> _Requirements_: Emit a verbatim copy of the lines below from the line with "Output the component" through the line with "import React from 'react';", excluding pictures and everything outside that range.
>> START Information shown
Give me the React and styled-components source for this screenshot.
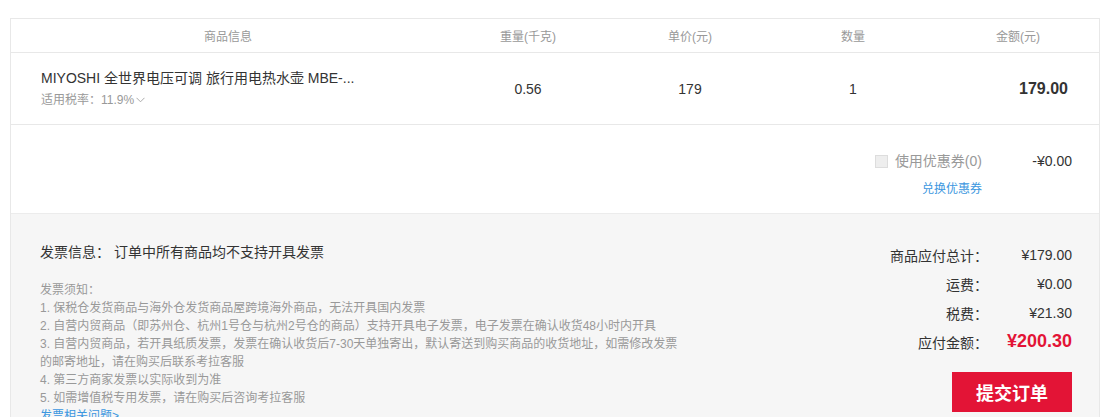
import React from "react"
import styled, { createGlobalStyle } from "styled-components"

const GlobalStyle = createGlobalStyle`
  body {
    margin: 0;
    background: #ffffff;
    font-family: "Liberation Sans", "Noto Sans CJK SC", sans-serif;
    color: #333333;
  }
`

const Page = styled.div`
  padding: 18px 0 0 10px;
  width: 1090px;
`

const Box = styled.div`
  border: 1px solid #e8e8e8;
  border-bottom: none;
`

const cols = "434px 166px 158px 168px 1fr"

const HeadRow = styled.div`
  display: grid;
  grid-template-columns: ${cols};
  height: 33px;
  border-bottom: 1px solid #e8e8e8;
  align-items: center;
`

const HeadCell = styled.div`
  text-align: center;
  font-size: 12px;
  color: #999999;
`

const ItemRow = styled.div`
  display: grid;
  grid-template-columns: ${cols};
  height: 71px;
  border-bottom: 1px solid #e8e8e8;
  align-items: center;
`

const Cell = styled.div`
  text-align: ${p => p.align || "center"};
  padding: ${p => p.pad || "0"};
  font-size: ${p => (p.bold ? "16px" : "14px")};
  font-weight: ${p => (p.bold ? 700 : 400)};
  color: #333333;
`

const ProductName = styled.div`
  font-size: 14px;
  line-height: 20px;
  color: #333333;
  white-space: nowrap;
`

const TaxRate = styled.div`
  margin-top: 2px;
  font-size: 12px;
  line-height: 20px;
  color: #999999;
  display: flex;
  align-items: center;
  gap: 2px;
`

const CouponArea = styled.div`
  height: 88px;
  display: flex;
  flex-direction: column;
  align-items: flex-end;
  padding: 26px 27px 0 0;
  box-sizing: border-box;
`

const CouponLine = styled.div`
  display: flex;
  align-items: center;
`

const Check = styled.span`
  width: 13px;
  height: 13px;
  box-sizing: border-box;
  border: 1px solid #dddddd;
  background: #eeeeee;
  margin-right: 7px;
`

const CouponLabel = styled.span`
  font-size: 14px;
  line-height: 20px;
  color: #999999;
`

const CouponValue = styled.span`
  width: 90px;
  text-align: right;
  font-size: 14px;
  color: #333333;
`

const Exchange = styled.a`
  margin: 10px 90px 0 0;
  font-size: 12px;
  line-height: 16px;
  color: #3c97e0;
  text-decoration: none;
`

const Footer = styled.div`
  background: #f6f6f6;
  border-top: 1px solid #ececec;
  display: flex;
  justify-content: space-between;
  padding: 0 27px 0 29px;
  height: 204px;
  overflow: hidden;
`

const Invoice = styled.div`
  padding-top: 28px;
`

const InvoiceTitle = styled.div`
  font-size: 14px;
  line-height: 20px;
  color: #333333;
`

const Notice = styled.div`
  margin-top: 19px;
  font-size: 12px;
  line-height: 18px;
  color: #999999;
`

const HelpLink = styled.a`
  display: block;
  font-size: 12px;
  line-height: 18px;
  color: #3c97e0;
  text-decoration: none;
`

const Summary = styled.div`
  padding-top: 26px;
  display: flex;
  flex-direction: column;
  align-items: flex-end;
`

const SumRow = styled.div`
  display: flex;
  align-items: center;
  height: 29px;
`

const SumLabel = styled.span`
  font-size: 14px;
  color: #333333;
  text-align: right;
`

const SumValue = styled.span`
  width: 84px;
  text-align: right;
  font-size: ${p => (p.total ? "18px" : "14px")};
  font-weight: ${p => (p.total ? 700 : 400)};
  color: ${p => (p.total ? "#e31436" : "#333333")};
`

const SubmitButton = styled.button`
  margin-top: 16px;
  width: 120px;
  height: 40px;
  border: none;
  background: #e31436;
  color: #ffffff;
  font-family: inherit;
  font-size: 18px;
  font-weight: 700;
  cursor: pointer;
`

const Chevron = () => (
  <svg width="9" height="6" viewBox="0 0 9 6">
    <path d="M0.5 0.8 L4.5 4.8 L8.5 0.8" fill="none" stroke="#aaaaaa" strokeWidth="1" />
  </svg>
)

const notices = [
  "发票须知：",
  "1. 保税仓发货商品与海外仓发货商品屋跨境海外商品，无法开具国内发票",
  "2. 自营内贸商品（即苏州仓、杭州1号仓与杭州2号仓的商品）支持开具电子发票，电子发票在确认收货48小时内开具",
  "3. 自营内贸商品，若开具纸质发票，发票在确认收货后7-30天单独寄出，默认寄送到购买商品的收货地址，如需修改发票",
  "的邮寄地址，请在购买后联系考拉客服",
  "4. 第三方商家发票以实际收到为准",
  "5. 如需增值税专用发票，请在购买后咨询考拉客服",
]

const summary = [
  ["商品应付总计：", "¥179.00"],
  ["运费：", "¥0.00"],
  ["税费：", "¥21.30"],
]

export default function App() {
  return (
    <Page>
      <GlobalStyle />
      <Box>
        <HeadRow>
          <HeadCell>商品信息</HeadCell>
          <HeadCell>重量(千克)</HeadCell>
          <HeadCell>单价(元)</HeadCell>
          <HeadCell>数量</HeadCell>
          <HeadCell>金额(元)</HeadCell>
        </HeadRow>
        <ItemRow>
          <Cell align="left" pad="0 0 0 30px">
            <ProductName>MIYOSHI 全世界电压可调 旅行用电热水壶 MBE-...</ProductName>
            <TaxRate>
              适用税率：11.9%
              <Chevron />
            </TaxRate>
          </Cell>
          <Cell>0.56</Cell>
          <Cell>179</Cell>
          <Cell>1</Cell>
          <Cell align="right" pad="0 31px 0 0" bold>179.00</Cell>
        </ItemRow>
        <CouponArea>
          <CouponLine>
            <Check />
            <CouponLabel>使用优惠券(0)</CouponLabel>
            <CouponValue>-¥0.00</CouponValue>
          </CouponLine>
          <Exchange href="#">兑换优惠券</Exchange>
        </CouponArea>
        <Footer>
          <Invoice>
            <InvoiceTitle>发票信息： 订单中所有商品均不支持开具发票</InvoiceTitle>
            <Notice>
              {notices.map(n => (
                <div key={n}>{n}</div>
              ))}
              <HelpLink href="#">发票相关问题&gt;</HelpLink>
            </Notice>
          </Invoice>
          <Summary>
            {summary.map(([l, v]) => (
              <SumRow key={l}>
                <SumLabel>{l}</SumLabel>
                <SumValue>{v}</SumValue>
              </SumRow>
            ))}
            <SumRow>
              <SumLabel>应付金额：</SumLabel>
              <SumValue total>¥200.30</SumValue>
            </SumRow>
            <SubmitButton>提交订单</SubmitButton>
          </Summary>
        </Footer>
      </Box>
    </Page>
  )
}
>> END Information shown
>> START Information shown
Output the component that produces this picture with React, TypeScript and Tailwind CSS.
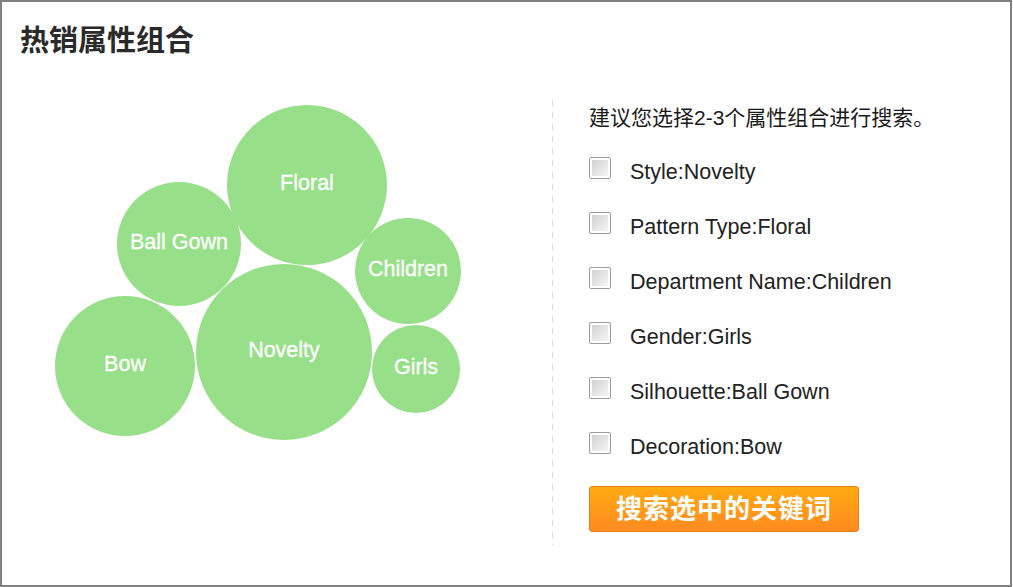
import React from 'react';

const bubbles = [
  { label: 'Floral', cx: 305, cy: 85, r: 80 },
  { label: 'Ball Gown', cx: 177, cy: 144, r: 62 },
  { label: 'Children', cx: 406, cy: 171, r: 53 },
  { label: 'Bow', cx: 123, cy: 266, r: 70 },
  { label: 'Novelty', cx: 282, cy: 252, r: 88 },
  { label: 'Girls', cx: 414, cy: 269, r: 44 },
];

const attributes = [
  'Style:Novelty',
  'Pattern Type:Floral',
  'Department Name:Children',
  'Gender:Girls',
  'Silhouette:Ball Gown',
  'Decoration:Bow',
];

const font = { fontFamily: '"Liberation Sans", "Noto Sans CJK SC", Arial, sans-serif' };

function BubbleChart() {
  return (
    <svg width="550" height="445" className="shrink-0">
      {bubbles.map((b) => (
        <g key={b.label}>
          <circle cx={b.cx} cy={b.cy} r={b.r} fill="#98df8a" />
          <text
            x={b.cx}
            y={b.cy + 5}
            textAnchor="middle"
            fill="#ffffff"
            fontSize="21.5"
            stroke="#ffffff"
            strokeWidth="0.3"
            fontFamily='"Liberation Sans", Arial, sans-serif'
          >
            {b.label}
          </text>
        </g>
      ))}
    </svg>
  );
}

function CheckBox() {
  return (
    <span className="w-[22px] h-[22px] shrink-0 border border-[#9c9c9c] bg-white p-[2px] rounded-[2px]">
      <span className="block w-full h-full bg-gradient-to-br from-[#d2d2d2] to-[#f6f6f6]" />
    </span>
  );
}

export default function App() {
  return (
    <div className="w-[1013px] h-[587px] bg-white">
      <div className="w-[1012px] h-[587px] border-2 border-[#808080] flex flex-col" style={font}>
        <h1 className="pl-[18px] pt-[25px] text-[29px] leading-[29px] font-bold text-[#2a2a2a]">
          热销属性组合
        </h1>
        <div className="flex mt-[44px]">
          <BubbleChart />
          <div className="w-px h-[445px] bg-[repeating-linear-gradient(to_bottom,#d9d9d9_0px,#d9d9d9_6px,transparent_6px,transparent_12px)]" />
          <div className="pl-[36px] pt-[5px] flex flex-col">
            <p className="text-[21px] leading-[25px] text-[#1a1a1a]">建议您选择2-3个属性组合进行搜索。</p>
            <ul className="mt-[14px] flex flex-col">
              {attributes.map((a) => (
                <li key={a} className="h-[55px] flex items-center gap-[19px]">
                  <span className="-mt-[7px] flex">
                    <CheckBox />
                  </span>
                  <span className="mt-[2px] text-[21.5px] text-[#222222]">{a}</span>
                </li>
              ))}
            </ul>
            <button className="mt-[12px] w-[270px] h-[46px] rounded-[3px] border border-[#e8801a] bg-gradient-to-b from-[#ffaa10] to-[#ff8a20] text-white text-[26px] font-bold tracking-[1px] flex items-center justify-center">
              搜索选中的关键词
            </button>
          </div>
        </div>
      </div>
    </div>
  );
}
>> END Information shown
> _Result of this task_:
Output the component that produces this picture with React, TypeScript and Tailwind CSS.
import React from 'react';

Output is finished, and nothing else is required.